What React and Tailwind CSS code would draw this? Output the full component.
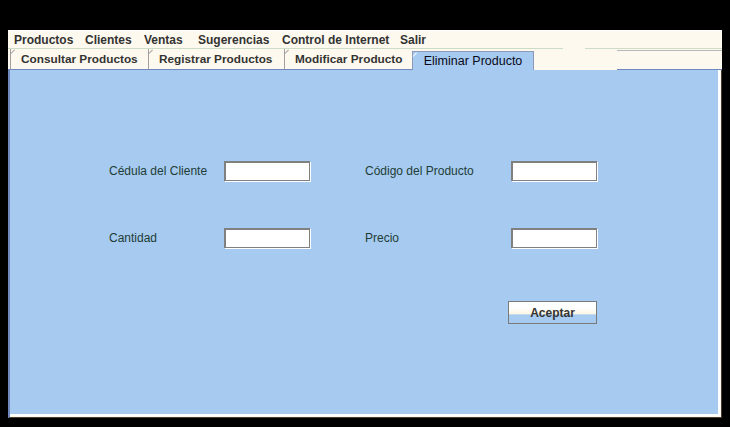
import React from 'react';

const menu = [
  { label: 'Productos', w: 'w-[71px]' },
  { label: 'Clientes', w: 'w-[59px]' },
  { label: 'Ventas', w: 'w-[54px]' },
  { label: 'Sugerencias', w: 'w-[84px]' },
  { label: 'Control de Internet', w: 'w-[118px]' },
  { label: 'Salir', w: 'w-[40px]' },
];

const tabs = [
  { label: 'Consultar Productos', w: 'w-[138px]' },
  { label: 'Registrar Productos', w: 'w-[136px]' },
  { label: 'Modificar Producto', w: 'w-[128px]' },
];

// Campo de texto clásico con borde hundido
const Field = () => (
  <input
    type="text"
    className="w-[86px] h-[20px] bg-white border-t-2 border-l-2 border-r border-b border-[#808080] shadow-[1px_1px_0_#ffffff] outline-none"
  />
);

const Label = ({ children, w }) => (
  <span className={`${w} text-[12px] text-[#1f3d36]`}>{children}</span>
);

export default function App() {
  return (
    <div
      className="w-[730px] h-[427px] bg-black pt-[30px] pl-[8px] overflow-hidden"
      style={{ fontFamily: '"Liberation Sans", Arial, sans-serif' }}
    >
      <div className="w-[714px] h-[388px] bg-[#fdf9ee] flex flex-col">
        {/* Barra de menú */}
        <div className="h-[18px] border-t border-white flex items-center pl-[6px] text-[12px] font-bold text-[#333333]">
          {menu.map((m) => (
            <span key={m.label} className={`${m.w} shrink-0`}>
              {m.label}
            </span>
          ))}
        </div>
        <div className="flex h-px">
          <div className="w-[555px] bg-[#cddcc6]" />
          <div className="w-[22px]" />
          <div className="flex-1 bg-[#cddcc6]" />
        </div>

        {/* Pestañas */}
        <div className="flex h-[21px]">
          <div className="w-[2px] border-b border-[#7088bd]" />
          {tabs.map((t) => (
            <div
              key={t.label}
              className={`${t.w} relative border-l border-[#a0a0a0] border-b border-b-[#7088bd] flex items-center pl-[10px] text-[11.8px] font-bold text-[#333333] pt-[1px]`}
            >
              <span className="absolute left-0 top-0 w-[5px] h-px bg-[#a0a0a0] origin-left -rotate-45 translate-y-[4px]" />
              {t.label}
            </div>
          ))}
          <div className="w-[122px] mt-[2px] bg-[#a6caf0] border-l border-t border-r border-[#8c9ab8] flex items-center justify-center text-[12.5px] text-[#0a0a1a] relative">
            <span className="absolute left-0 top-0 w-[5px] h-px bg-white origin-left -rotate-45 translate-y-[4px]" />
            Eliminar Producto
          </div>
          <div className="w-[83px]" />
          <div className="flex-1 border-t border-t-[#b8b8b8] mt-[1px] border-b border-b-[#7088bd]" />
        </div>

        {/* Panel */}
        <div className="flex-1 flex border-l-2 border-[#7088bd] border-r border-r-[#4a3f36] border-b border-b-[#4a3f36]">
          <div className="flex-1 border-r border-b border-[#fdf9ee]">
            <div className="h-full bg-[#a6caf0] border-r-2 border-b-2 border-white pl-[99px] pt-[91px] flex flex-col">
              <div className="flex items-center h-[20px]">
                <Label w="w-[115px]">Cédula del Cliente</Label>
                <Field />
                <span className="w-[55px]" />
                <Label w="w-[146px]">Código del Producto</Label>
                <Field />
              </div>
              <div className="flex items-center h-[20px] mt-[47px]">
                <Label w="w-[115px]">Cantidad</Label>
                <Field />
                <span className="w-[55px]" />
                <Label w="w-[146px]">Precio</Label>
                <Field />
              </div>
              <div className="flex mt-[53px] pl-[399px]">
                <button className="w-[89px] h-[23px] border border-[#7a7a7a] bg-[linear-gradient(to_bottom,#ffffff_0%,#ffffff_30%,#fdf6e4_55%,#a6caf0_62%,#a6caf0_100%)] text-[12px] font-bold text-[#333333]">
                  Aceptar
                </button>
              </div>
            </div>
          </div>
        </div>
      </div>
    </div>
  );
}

YOUR OBJECTIVE =
Write out every line of the data that holds the word "full".

SOLUTION TO THIS PROBLEM =
What React and Tailwind CSS code would draw this? Output the full component.
            <div className="h-full bg-[#a6caf0] border-r-2 border-b-2 border-white pl-[99px] pt-[91px] flex flex-col">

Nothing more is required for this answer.